= Eucharistic credo =

The Eucharistic Credo (credo, comes from the Latin word meaning "I believe") is a profession of faith in the Real Presence of Jesus in the sacramental Eucharistic elements written in 1078 by Pope Gregory VII (Latin: Gregorius VII; c. 1015 – 25 May 1085).

Until the eleventh century, there is no record of a Christian theologian challenging the belief in the Real Presence, that is, the physical, personal reality of Jesus in the Eucharistic elements (the bread and wine believed to become the body and blood of Jesus).

The first known challenge comes from Berengarius of Tours. Drawing upon the writings of Ratramnus of the ninth century who considered Jesus spiritually present in the Eucharist, Berengarius denied that the historical Jesus, born of the Virgin Mary was present in the Eucharistic elements. His teaching on the subject became known throughout Europe by around 1047. His position was condemned subsequently by several regional councils including Rome (1050), Verecelli (1050) where for reasons unclear he was imprisoned briefly by the King, Tours (1055), Rome (1059), Poitiers (1075), and St. Maixeut (1076).
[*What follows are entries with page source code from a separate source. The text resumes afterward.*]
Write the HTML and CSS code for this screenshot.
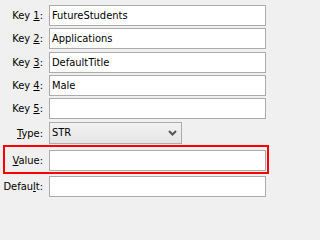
FILE: index.html
```html
<!DOCTYPE html>
<html>
<head>
<meta charset="utf-8">
<link rel="stylesheet" href="styles.css">
</head>
<body>
<div class="form">
  <div class="row r1"><span class="label">Key <u>1</u>:</span><div class="field">FutureStudents</div></div>
  <div class="row r2"><span class="label">Key <u>2</u>:</span><div class="field">Applications</div></div>
  <div class="row r3"><span class="label">Key <u>3</u>:</span><div class="field">DefaultTitle</div></div>
  <div class="row r4"><span class="label">Key <u>4</u>:</span><div class="field">Male</div></div>
  <div class="row r5"><span class="label">Key <u>5</u>:</span><div class="field"></div></div>
  <div class="row r6"><span class="label"><u>T</u>ype:</span>
    <div class="select"><span>STR</span>
      <svg class="chev" width="9" height="6" viewBox="0 0 9 6"><path d="M1 1 L4.5 4.5 L8 1" fill="none" stroke="#555" stroke-width="2"/></svg>
    </div>
  </div>
  <div class="highlight">
    <div class="row"><span class="label"><u>V</u>alue:</span><div class="field"></div></div>
  </div>
  <div class="row r8"><span class="label">Defau<u>l</u>t:</span><div class="field"></div></div>
</div>
</body>
</html>
```
FILE: styles.css
```css
html, body {
  margin: 0;
  padding: 0;
  background: #f0f0f0;
}
.form {
  padding-top: 5px;
  font-family: "DejaVu Sans Condensed", "DejaVu Sans", sans-serif;
  font-size: 11px;
  color: #000;
}
.row {
  display: flex;
  align-items: center;
  height: 21px;
}
.label {
  width: 44px;
  box-sizing: border-box;
  padding-right: 1px;
  margin-right: 5px;
  text-align: right;
  white-space: nowrap;
}
.field {
  width: 217px;
  height: 21px;
  box-sizing: border-box;
  border: 1px solid #ababab;
  background: #fff;
  padding: 0 2px;
  line-height: 19px;
  color: #000;
  white-space: nowrap;
}
.r2 { margin-top: 2px; }
.r3 { margin-top: 3px; }
.r4 { margin-top: 2px; }
.r5 { margin-top: 2px; }
.r6 { margin-top: 3px; height: 22px; }
.select {
  width: 133px;
  height: 22px;
  box-sizing: border-box;
  border: 1px solid #acacac;
  background: linear-gradient(#f2f2f2, #e5e5e5);
  padding: 0 4px 0 2px;
  display: flex;
  align-items: center;
  justify-content: space-between;
  line-height: 20px;
}
.chev {
  display: block;
}
.highlight {
  margin-top: 1px;
  margin-left: 3px;
  width: 266px;
  height: 29px;
  box-sizing: border-box;
  border: 2px solid #ff0000;
  padding-top: 3px;
}
.highlight .label {
  width: 39px;
}
.r8 { margin-top: 2px; }
```
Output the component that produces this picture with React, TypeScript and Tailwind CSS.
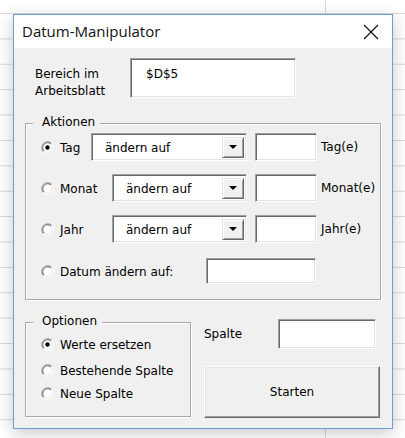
function Radio({ checked = false }: { checked?: boolean }) {
  return (
    <svg width="13" height="13" viewBox="0 0 13 13" className="shrink-0">
      <circle cx="6.5" cy="6.5" r="6" fill="#fff" />
      <path d="M2.26 10.74 A6 6 0 0 1 10.74 2.26" fill="none" stroke="#a0a0a0" strokeWidth="1" />
      <path d="M10.74 2.26 A6 6 0 0 1 2.26 10.74" fill="none" stroke="#ffffff" strokeWidth="1" />
      <path d="M2.97 10.03 A5 5 0 0 1 10.03 2.97" fill="none" stroke="#5a5a5a" strokeWidth="1" />
      <path d="M10.03 2.97 A5 5 0 0 1 2.97 10.03" fill="none" stroke="#e3e3e3" strokeWidth="1" />
      {checked && <circle cx="6.5" cy="6.5" r="2.2" fill="#000" />}
    </svg>
  );
}

const sunken =
  "border border-t-[#a0a0a0] border-l-[#a0a0a0] border-r-white border-b-white bg-white shadow-[inset_1px_1px_0_#696969,inset_-1px_-1px_0_#e3e3e3]";

function TextBox({ className = "", children }: { className?: string; children?: React.ReactNode }) {
  return <div className={`${sunken} ${className}`}>{children}</div>;
}

function Combo({ className = "" }: { className?: string }) {
  return (
    <div className={`${sunken} flex items-center h-[28px] pl-[13px] pr-[2px] ${className}`}>
      <span className="flex-1 pt-[1px]">ändern auf</span>
      <div className="w-[22px] h-[21px] flex items-center justify-center bg-[#f0f0f0] border border-t-[#e3e3e3] border-l-[#e3e3e3] border-r-[#696969] border-b-[#696969] shadow-[inset_1px_1px_0_#fff,inset_-1px_-1px_0_#a0a0a0]">
        <svg width="8" height="4" viewBox="0 0 8 4">
          <path d="M0 0 H8 L4 4 Z" fill="#000" />
        </svg>
      </div>
    </div>
  );
}

function Group({
  label,
  className = "",
  children,
}: {
  label: string;
  className?: string;
  children: React.ReactNode;
}) {
  return (
    <div
      className={`relative border border-[#a8a8a8] shadow-[inset_1px_1px_0_#fff,1px_1px_0_#fff] ${className}`}
    >
      <span className="absolute left-[7px] -top-[10px] pl-[9px] pr-[5px] leading-4 bg-[#f0f0f0]">
        {label}
      </span>
      {children}
    </div>
  );
}

function RadioLabel({ label, checked, className = "" }: { label: string; checked?: boolean; className?: string }) {
  return (
    <div className={`flex items-center gap-[6px] shrink-0 ${className}`}>
      <Radio checked={checked} />
      <span className="pt-[1px]">{label}</span>
    </div>
  );
}

export default function App() {
  return (
    <div className="relative w-[405px] h-[438px] overflow-hidden bg-white bg-[linear-gradient(to_bottom,#d9d9d9_1px,transparent_1px),linear-gradient(to_right,#d9d9d9_1px,transparent_1px)] bg-size-[110px_25.4px] bg-position-[105px_13px]">
      <div className="absolute left-[13px] top-[14px] w-[380px] h-[415px] flex flex-col border border-[#6a9fd6] shadow-[0_4px_16px_rgba(0,0,0,0.22)] text-black text-[12px] font-['DejaVu_Sans',sans-serif]">
        <div className="h-[33px] bg-white flex items-center justify-between pl-[8px] pr-[13px]">
          <span className="font-['Open_Sans',sans-serif] text-[15px] text-[#111]">Datum-Manipulator</span>
          <svg width="16" height="16" viewBox="0 0 16 16">
            <path d="M1 1 L15 15 M15 1 L1 15" stroke="#111" strokeWidth="1.2" fill="none" />
          </svg>
        </div>
        <div className="flex-1 bg-[#f0f0f0] flex flex-col pt-[10px]">
          <div className="flex items-start">
            <div className="ml-[21px] w-[95px] mt-[8px] leading-[17px]">
              Bereich im
              <br />
              Arbeitsblatt
            </div>
            <TextBox className="w-[166px] h-[40px] pl-[15px] pt-[6px]">$D$5</TextBox>
          </div>

          <Group label="Aktionen" className="ml-[11px] mt-[23px] w-[356px] h-[177px] pt-[9px] pl-[15px] flex flex-col">
            <div className="flex items-center h-[28px]">
              <RadioLabel label="Tag" checked className="w-[50px]" />
              <Combo className="w-[156px]" />
              <TextBox className="ml-[8px] w-[62px] h-[28px]" />
              <span className="ml-[4px]">Tag(e)</span>
            </div>
            <div className="flex items-center h-[28px] mt-[13px]">
              <RadioLabel label="Monat" className="w-[71px]" />
              <Combo className="w-[135px]" />
              <TextBox className="ml-[8px] w-[62px] h-[28px]" />
              <span className="ml-[4px]">Monat(e)</span>
            </div>
            <div className="flex items-center h-[28px] mt-[13px]">
              <RadioLabel label="Jahr" className="w-[71px]" />
              <Combo className="w-[135px]" />
              <TextBox className="ml-[8px] w-[62px] h-[28px]" />
              <span className="ml-[4px]">Jahr(e)</span>
            </div>
            <div className="flex items-center h-[26px] mt-[15px]">
              <RadioLabel label="Datum ändern auf:" className="w-[165px]" />
              <TextBox className="w-[110px] h-[26px]" />
            </div>
          </Group>

          <div className="flex items-start mt-[19px]">
            <Group label="Optionen" className="ml-[11px] mt-[3px] w-[166px] h-[95px] pl-[15px] flex flex-col">
              <RadioLabel label="Werte ersetzen" checked className="mt-[13px] h-[16px]" />
              <RadioLabel label="Bestehende Spalte" className="mt-[10px] h-[16px]" />
              <RadioLabel label="Neue Spalte" className="mt-[7px] h-[16px]" />
            </Group>
            <div className="ml-[13px] w-[176px] flex flex-col">
              <div className="flex items-center h-[30px]">
                <span className="w-[74px]">Spalte</span>
                <TextBox className="w-[98px] h-[30px]" />
              </div>
              <button className="mt-[17px] w-[176px] h-[52px] bg-[#f0f0f0] border border-t-white border-l-white border-r-[#696969] border-b-[#696969] shadow-[inset_-1px_-1px_0_#a0a0a0,inset_1px_1px_0_#e3e3e3] text-[12px] text-black">
                Starten
              </button>
            </div>
          </div>
        </div>
      </div>
    </div>
  );
}
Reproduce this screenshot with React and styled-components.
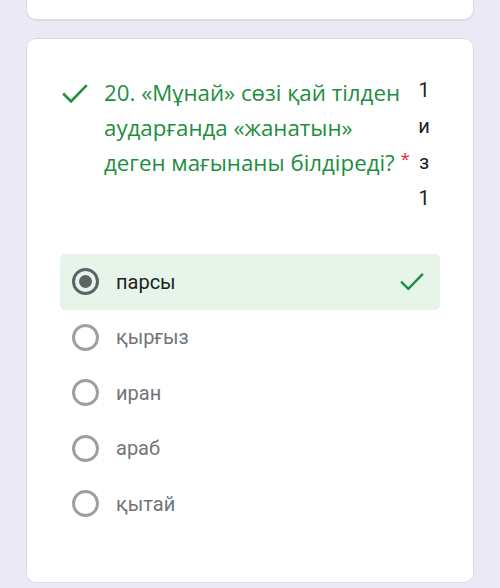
import React from "react";
import styled, { createGlobalStyle } from "styled-components";

const GlobalStyle = createGlobalStyle`
  html, body {
    margin: 0;
    padding: 0;
    background: #ebe9f5;
  }
  body {
    font-family: Roboto, "Open Sans", sans-serif;
  }
`;

const options = [
  { label: "парсы", selected: true },
  { label: "қырғыз" },
  { label: "иран" },
  { label: "араб" },
  { label: "қытай" },
];

const Check = ({ size = 26 }) => (
  <svg width={size} height={size * 0.8} viewBox="0 0 26 21" fill="none">
    <path
      d="M2 11.5 L9 18.5 L24 3"
      stroke="#1e8e3e"
      strokeWidth="2.6"
      strokeLinecap="square"
    />
  </svg>
);

const App = () => {
  return (
    <Page>
      <GlobalStyle />
      <TopCard />
      <Card>
        <Header>
          <CheckWrap>
            <Check />
          </CheckWrap>
          <Title>
            20. «Мұнай» сөзі қай тілден аударғанда «жанатын» деген мағынаны{" "}
            <NoWrap>
              білдіреді? <Star>*</Star>
            </NoWrap>
          </Title>
          <Points>
            <span>1</span>
            <span>и</span>
            <span>з</span>
            <span>1</span>
          </Points>
        </Header>

        <Options>
          {options.map((o) => (
            <Option key={o.label} $selected={o.selected}>
              <Radio $selected={o.selected} />
              <Label $selected={o.selected}>{o.label}</Label>
              {o.selected && (
                <RightCheck>
                  <Check size={24} />
                </RightCheck>
              )}
            </Option>
          ))}
        </Options>
      </Card>
    </Page>
  );
};

const Page = styled.div`
  display: flex;
  flex-direction: column;
  align-items: center;
  gap: 18px;
  height: 588px;
  overflow: hidden;
`;

const TopCard = styled.div`
  width: 448px;
  height: 20px;
  background: #fff;
  border: 1px solid #dcdae4;
  border-top: none;
  border-radius: 0 0 10px 10px;
  box-sizing: border-box;
  box-shadow: 0 1px 1px rgba(0, 0, 0, 0.05);
`;

const Card = styled.div`
  width: 448px;
  height: 545px;
  background: #fff;
  border: 1px solid #dcdae4;
  border-radius: 10px;
  box-sizing: border-box;
  padding: 36px 33px 0;
`;

const Header = styled.div`
  display: flex;
  align-items: flex-start;
`;

const CheckWrap = styled.div`
  padding: 8px 0 0 2px;
  margin-right: 16px;
  display: flex;
`;

const Title = styled.div`
  width: 310px;
  font-family: "Open Sans", sans-serif;
  font-size: 22.3px;
  line-height: 35px;
  color: #1e8e3e;
`;

const NoWrap = styled.span`
  white-space: nowrap;
`;

const Star = styled.span`
  color: #d93025;
  font-size: 17px;
  vertical-align: 6px;
  line-height: 0;
`;

const Points = styled.div`
  display: flex;
  flex-direction: column;
  align-items: center;
  width: 20px;
  margin-top: -3px;
  font-family: Roboto, sans-serif;
  font-size: 20px;
  line-height: 36px;
  color: #202124;
`;

const Options = styled.div`
  display: flex;
  flex-direction: column;
  margin-top: 38px;
`;

const Option = styled.div`
  display: flex;
  align-items: center;
  height: 55.5px;
  padding-left: 12px;
  padding-right: 16px;
  border-radius: 5px;
  background: ${(p) => (p.$selected ? "#e6f4ea" : "transparent")};
`;

const Radio = styled.div`
  width: 27px;
  height: 27px;
  box-sizing: border-box;
  border-radius: 50%;
  border: 3px solid ${(p) => (p.$selected ? "#5f6368" : "#9aa0a6")};
  display: flex;
  align-items: center;
  justify-content: center;
  flex-shrink: 0;

  &::after {
    content: "";
    display: ${(p) => (p.$selected ? "block" : "none")};
    width: 13px;
    height: 13px;
    border-radius: 50%;
    background: #5f6368;
  }
`;

const Label = styled.span`
  margin-left: 17px;
  font-family: Roboto, sans-serif;
  font-size: 20px;
  color: ${(p) => (p.$selected ? "#202124" : "#70757a")};
  flex: 1;
`;

const RightCheck = styled.div`
  display: flex;
`;

export default App;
While Berengarius had signed several vague retractions, it was when summoned to the Council in Rome by Pope Gregory VII in 1078 that he was given the historically famous credo to affirm publicly. As a result, Berengarius was condemned by the council with the Pope's consent. This credo has been considered by theologians through the centuries as the first succinct doctrinal definition by the Church on the Eucharist. It is credited with crystallizing the ancient teachings of the Church on the Eucharist and ushering in the "Eucharistic Renaissance" of the High Middle Ages typified by a flourishing of various Eucharistic devotions.

==Text of the Credo==

The text of Gregory VII's Credo was quoted in it entirety in Pope Paul VI's encyclical letter, Mysterium fidei, published on September 3, 1965.

"I believe in my heart and openly profess that the bread and wine placed upon the altar are, by the mystery of the sacred prayer and the words of the Redeemer, substantially changed into the true and life-giving flesh and blood of Jesus Christ our Lord, and that after the consecration, there is present the true body of Christ which was born of the Virgin and offered up for the salvation of the world, hung on the cross and now sits at the right hand of the Father, and that there is present the true blood of Christ which flowed from his side. They are present not only by means of a sign and of the efficacy of the Sacrament, but also in the very reality and truth of their nature and substance".